Anharmonic effects in the optical and acoustic bending modes of graphene

TL;DR

This study uses molecular dynamics simulations to analyze anharmonic effects on the optical and acoustic bending modes of graphene, revealing a linear dispersion relation at long wavelengths and temperature-dependent vibrational properties.

Contribution

It extends Fourier analysis to the optical bending mode of graphene and highlights anharmonic effects, including a linear dispersion relation, not captured by continuous elastic models.

Findings

Long-wavelength acoustic out-of-plane fluctuations resemble harmonic models under tensile stress.

Presence of a linear term in the acoustic bending mode dispersion relation at long wavelengths.
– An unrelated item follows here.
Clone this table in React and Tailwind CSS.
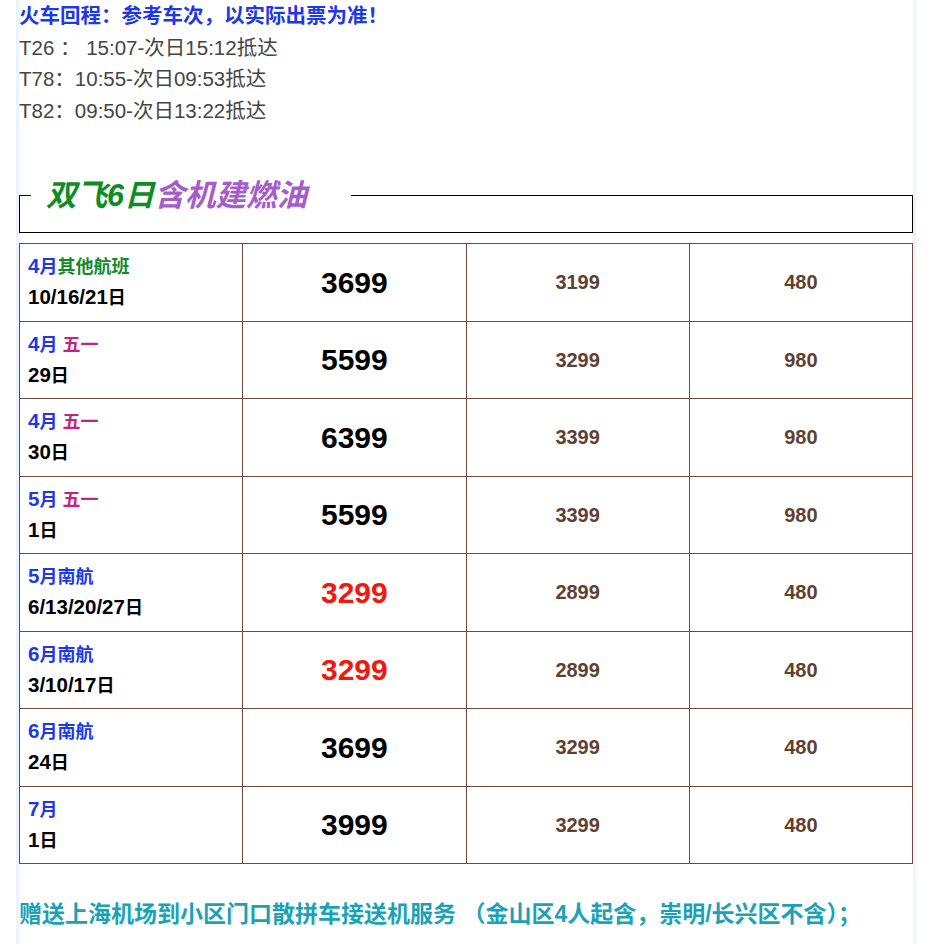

Increase in bending mode sound velocity and frequency with temperature.

Abstract

The out-of-plane fluctuations of carbon atoms in a graphene sheet have been studied by means of classical molecular dynamic simulations with an empirical force-field as a function of temperature. The Fourier analysis of the out-of-plane fluctuations often applied to characterize the acoustic bending mode of graphene is extended to the optical branch, whose polarization vector is perpendicular to the graphene layer. This observable is inaccessible in a continuous elastic model of graphene but it is readily obtained by the atomistic treatment. Our results suggest that the long-wavelength limit of the acoustic out-of-plane fluctuations of a free layer without stress is qualitatively similar to that predicted by a harmonic model under a tensile stress. This conclusion is a consequence of the anharmonicity of both in-plane and out-of-plane vibrational modes of the lattice. The most striking anharmonic effect is the presence of a linear term, $\omega_{A}=v_{A}k$, in the dispersion relation of the acoustic bending band of graphene at long wavelengths ($k\rightarrow0$). This term implies a strong reduction of the amplitude of out-of-plane oscillations in comparison to a flexural mode with a $k^{2}$-dependence in the long-wavelength limit. Our simulations show an increase of the sound velocity associated to the bending mode, as well as an increase of its bending constant, $\kappa,$ as the temperature increases. Moreover, the frequency of the optical bending mode, $\omega_{O}(\Gamma)$, also increases with the temperature. Our results are in agreement with recent analytical studies of the bending modes of graphene using either perturbation theory or an adiabatic approximation in the framework of continuous layer models.